Calling for "compassion and common sense," New York Gov. Mario M. Cuomo (D) today outlined an election-year agenda that calls for tax cuts, urban enterprise zones, a work program for welfare mothers and a proposal to clean up toxic wastes.

The New York Democrat, who faces a reelection campaign this year and is a possible presidential candidate in 1988, combined Democratic and Republican themes in his state-of-the-state speech and an accompanying 137-page message to the legislature.

Together, they left some GOP legislators here grumbling about "plagiarism." But Cuomo said his program represents the "progressive pragmatism" he has long favored.

"It's a combination of compassion and common sense," he said in an interview. "Traditional labels don't work well."

Cuomo's message included a number of traditional Democratic initiatives -- such as more money for the homeless, for housing, for toxic waste cleanup and for family planning -- all possible because New York, like other states in the Northeast, is prospering and has enough money both to cut taxes and moderately increase services.

Polls show Cuomo to be one of the most popular governors in New York history, but he has insisted repeatedly that he is not running for president. Still, a number of his aides hope that a big reelection victory in November could put him in a strong position should a draft-Cuomo movement develop.

Today's half-hour speech touched only lightly on the rousing themes of fairness and the family of man that marked his keynote address to the 1984 Democratic convention and helped thrust him into national prominence. The speech today was delivered in a flat tone, sparking only lackadaisical applause from the audience of legislators and capitol regulars. The loudest clapping came on a purely local issue, when Cuomo said he wouldn't reallocate upstate hydropower to energy-hungry downstate communities.

"We are not afraid to be called 'compassionate,' " Cuomo said. "But we believe that any system of public welfare that discourages employment and encourages dependence on government subsidy from generation to generation is not compassionate but callous."

If the rhetoric sounded slightly Reaganesque, Cuomo insisted that his work program for welfare recipients differs significantly from the mandatory workfare program President Reagan proposed in 1981. "This is not workfare," Cuomo said. "Workfare is requiring people to work on public projects. We are not going to make them mop floors. We want to place them in private-sector jobs that have upward mobility."

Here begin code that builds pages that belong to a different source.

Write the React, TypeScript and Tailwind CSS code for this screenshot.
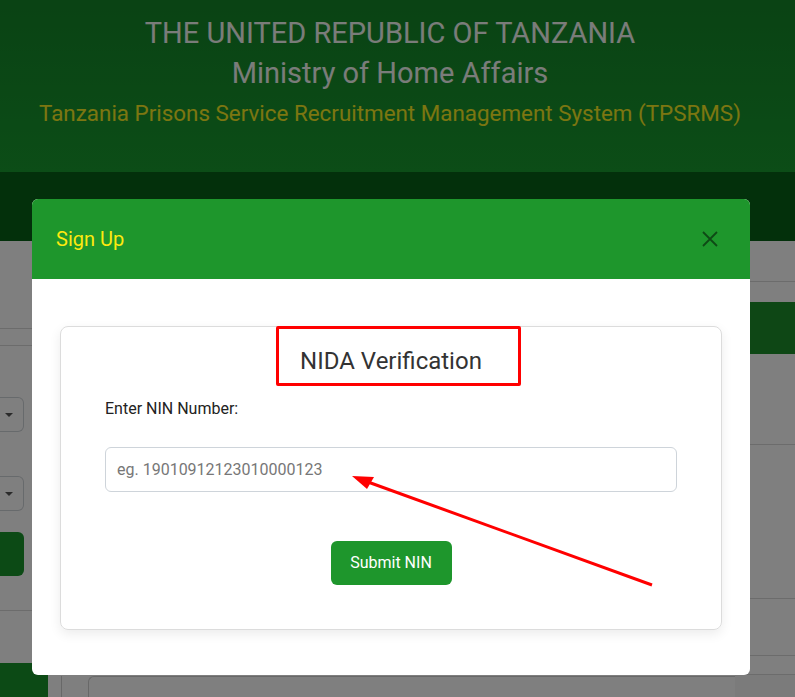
export default function App() {
  return (
    <div className="relative w-[795px] h-[697px] overflow-hidden bg-white font-['Roboto',sans-serif]">
      {/* Page behind the dialog */}
      <header className="h-[172px] bg-gradient-to-b from-[#148628] to-[#189a2e] pr-[15px] pt-[13px] text-center">
        <h1 className="text-[29px] leading-[40px] text-[#f4f8f4]">THE UNITED REPUBLIC OF TANZANIA</h1>
        <h2 className="text-[29px] leading-[40px] text-[#f4f8f4]">Ministry of Home Affairs</h2>
        <p className="text-[22.4px] leading-[41px] text-[#f8ec22]">
          Tanzania Prisons Service Recruitment Management System (TPSRMS)
        </p>
      </header>
      <nav className="h-[69px] bg-[#066116]" />

      <div className="flex h-[456px]">
        {/* left form column */}
        <div className="flex w-[48px] flex-col">
          <div className="h-[88px] w-[32px] border-b border-[#d8d8d8]" />
          <div className="h-[17px] w-[32px] border-b border-[#d8d8d8]" />
          <div className="mt-[51px] flex h-[35px] w-[24px] items-center rounded-r-md border border-l-0 border-[#cfd4d8] pl-[5px]">
            <span className="h-0 w-0 border-x-[4px] border-t-[4px] border-x-transparent border-t-[#555]" />
          </div>
          <div className="mt-[44px] flex h-[35px] w-[24px] items-center rounded-r-md border border-l-0 border-[#cfd4d8] pl-[5px]">
            <span className="h-0 w-0 border-x-[4px] border-t-[4px] border-x-transparent border-t-[#555]" />
          </div>
          <div className="mt-[21px] h-[44px] w-[24px] rounded-r-md bg-[#18942a]" />
          <div className="mt-[34px] w-[32px] border-t border-[#d8d8d8]" />
          <div className="mt-auto h-[34px] w-[48px] bg-[#18942a]" />
        </div>

        {/* main column */}
        <div className="flex flex-1 flex-col">
          <div className="mt-auto flex h-[21px]">
            <div className="ml-[13px] w-[27px] border-l border-[#d0d0d0]" />
            <div className="flex-1 rounded-tl-md border-l border-t border-[#d0d0d0]" />
          </div>
        </div>

        {/* right column */}
        <div className="flex w-[60px] flex-col">
          <div className="h-[41px] border-b border-[#d8d8d8]" />
          <div className="mt-[20px] h-[52px] bg-[#1c8e2a]" />
          <div className="h-[91px] border-b border-[#d8d8d8]" />
          <div className="h-[154px] border-b border-[#d8d8d8]" />
          <div className="h-[57px] border-b border-[#d8d8d8]" />
          <div className="h-[19px] border-b border-[#d8d8d8]" />
          <div className="flex-1 bg-[#f7f7f7]" />
        </div>
      </div>

      {/* backdrop */}
      <div className="absolute inset-0 bg-black/50" />

      {/* Sign up dialog */}
      <div className="absolute left-[32px] top-[199px] w-[718px] overflow-hidden rounded-md bg-white">
        <div className="flex h-[80px] items-center justify-between bg-[#1e962c] pl-[24px] pr-[32px]">
          <span className="text-[20px] text-[#fde910]">Sign Up</span>
          <svg width="16" height="16" viewBox="0 0 16 16" className="opacity-50">
            <path d="M1 1L15 15M15 1L1 15" stroke="#000" strokeWidth="1.8" />
          </svg>
        </div>

        <div className="px-[28px] pb-[45px] pt-[47px]">
          <div className="relative rounded-lg border border-[#dcdcdc] px-[44px] pb-[44px] pt-[18px] shadow-[0_4px_12px_rgba(0,0,0,0.08)]">
            <div className="pointer-events-none absolute left-[215px] top-[-1px] h-[60px] w-[245px] rounded-[2px] border-[3px] border-[#ff0000]" />
            <h4 className="text-center text-[24px] leading-[32px] text-[#333]">NIDA Verification</h4>
            <label className="mt-[22px] block text-[16px] leading-[20px] text-[#222]">Enter NIN Number:</label>
            <input
              type="text"
              placeholder="eg. 19010912123010000123"
              className="mt-[28px] block h-[45px] w-full rounded-md border border-[#ced4da] px-[11px] text-[16px] text-[#333] outline-none placeholder:text-[#777]"
            />
            <button className="mx-auto mt-[49px] block h-[44px] w-[121px] rounded-md bg-[#1e962c] text-[16px] text-white">
              Submit NIN
            </button>
          </div>
        </div>
      </div>

      {/* annotation arrow */}
      <svg className="pointer-events-none absolute inset-0" width="795" height="697" viewBox="0 0 795 697">
        <line x1="652" y1="585" x2="368" y2="482" stroke="#ff0000" strokeWidth="3" />
        <polygon points="352,476 374,477 367,489" fill="#ff0000" />
      </svg>
    </div>
  );
}
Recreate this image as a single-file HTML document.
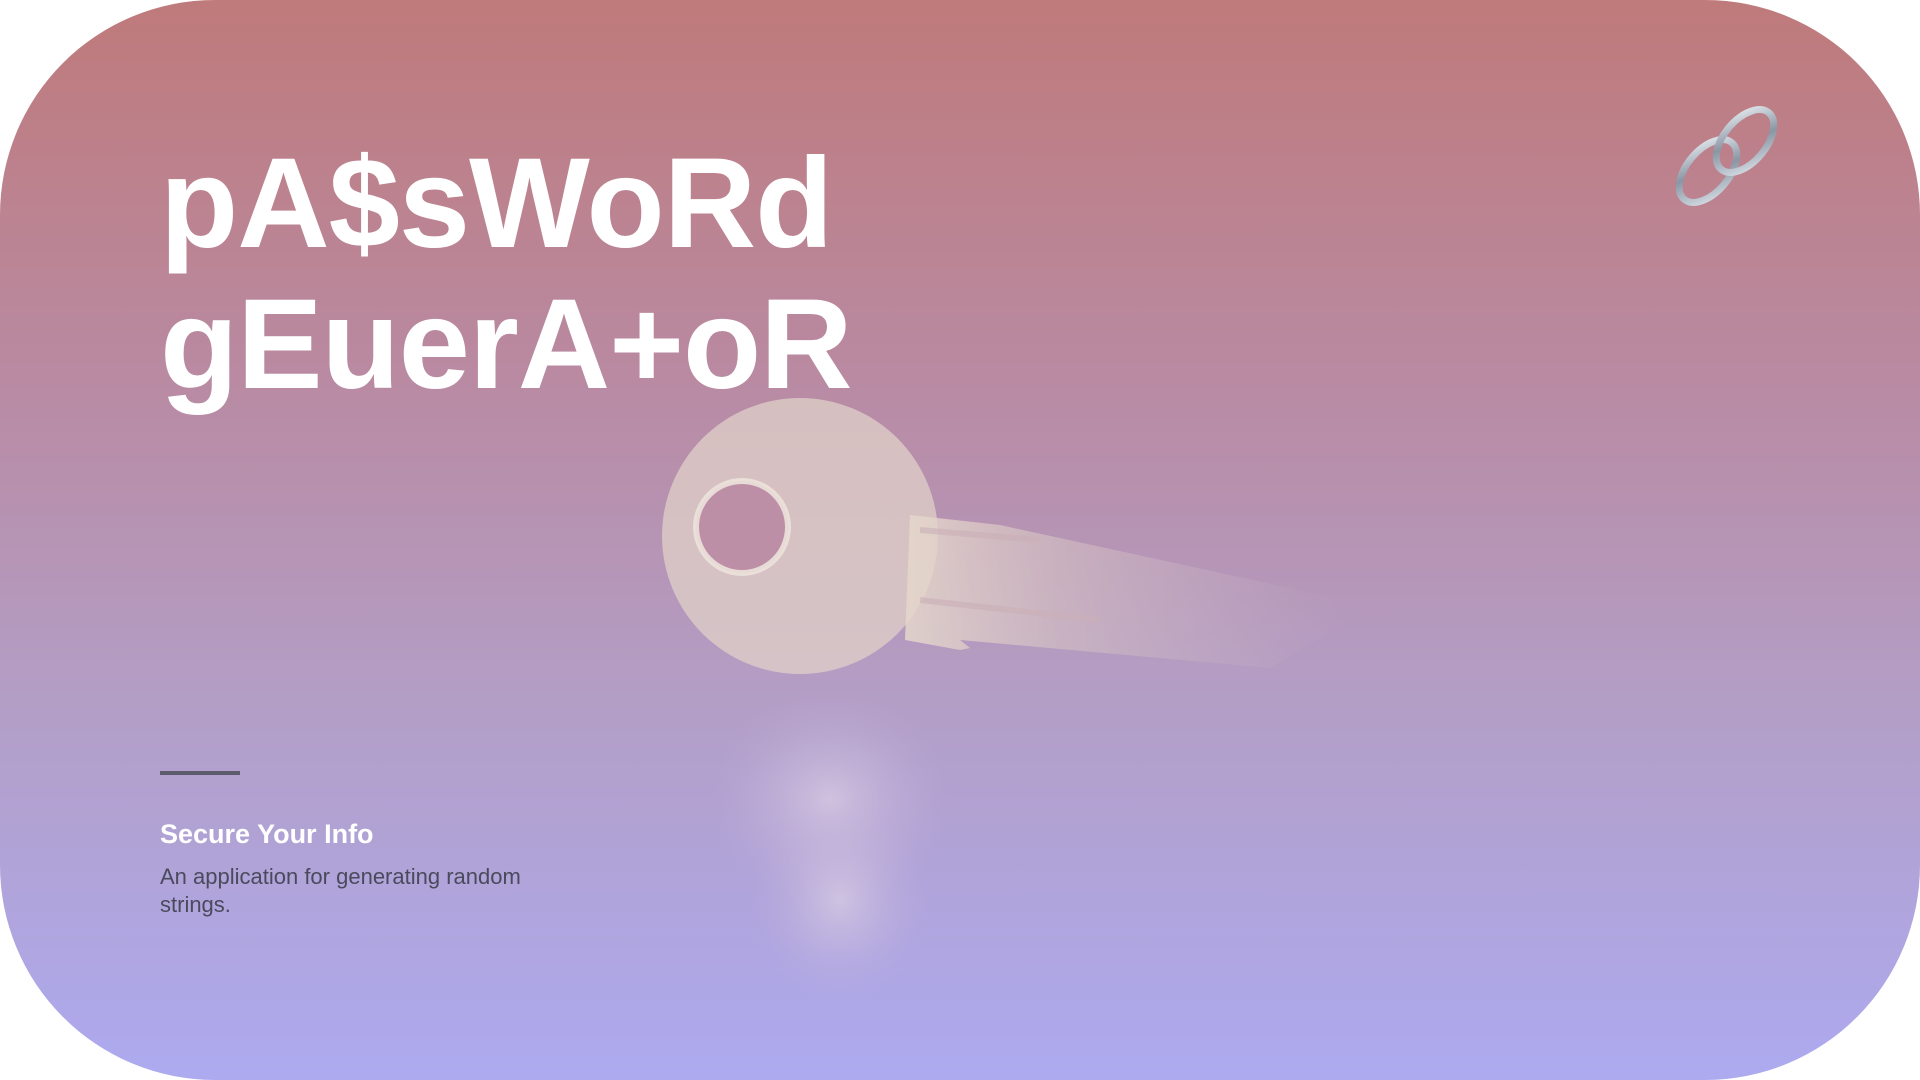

Cuomo's proposal, which combines elements from other state programs, including one in Massachusetts, would require all welfare applicants to be screened for employment potential. Six demonstration projects, each serving about 500 people, would provide counseling, training, day care and job placement for single mothers with children under six years old.

Cuomo said his "opportunity zones" are different from the enterprise zones proposed earlier by Rep. Jack Kemp (R-N.Y.) and Reagan. The governor said he does not favor certain concessions strongly opposed by organized labor, such as a sub-minimum wage, or the relaxation of public-health regulations.

Like the Republican proposals, however, Cuomo's opportunity zones would provide incentives, such as low-cost power, tax cuts and state investment aid, to persuade businesses to expand in poor neighborhoods.

"The message is filled with calls for fiscal restraint," said Controller Edward V. Regan, the highest elected Republican in state government. "It has a lot of good suggestions I had made myself earlier."

Rep. Ray McGrath (R) called the speech "sort of bland," adding that "If you look at Cuomo's budgets, he's a lot less government-oriented than he sounds . . . . Enterprise zones, tax cuts, creating jobs through private enterprise -- that's Republican talk."

State Sen. Roy Goodman, a possible Cuomo opponent in November, said Cuomo had "plagiarized" Republican ideas, but had not gone far enough. GOP legislators favor a new $3.9 billion tax-cut program beyond the $1.1 billion scheduled for this year as part of a three-year tax reduction enacted in 1985.

Liberals also found little to criticize in Cuomo's program. While the state's business council pronounced itself "delighted" with proposals for economic development, the Environmental Planning Lobby praised his "brilliant agenda for environmental protection," including a $1.4 billion proposed bond issue for toxic waste site cleanup and a bill to extend the time for victims of toxic pollution to bring suits.

"Cuomo resists being pigeonholed," said Attorney General Robert Abrams, a liberal Democrat. "He demonstrates compassion with hardheaded fiscal concern."

Despite the warm reception for today's message, however, some legislators are predicting a highly contentious year for Cuomo. In December, the governor called an emergency legislative session to try to force the GOP-dominated Senate to accept his program for curbing medical malpractice insurance rates. GOP legislators accused him of "bullying" them and refused to enact a bill.

Nonetheless, Cuomo says he will try to stay above politics in the coming year and has conspicuously mended fences with Senate leader Warren Anderson, while going out of his way to praise Sen. Alfonse M. D'Amato, the New York Republican who is up for reelection this year.

Cuomo and D'Amato are cooperating closely on the fight to preserve the deductibility of state and local taxes from federal taxes in the current reform bills before Congress.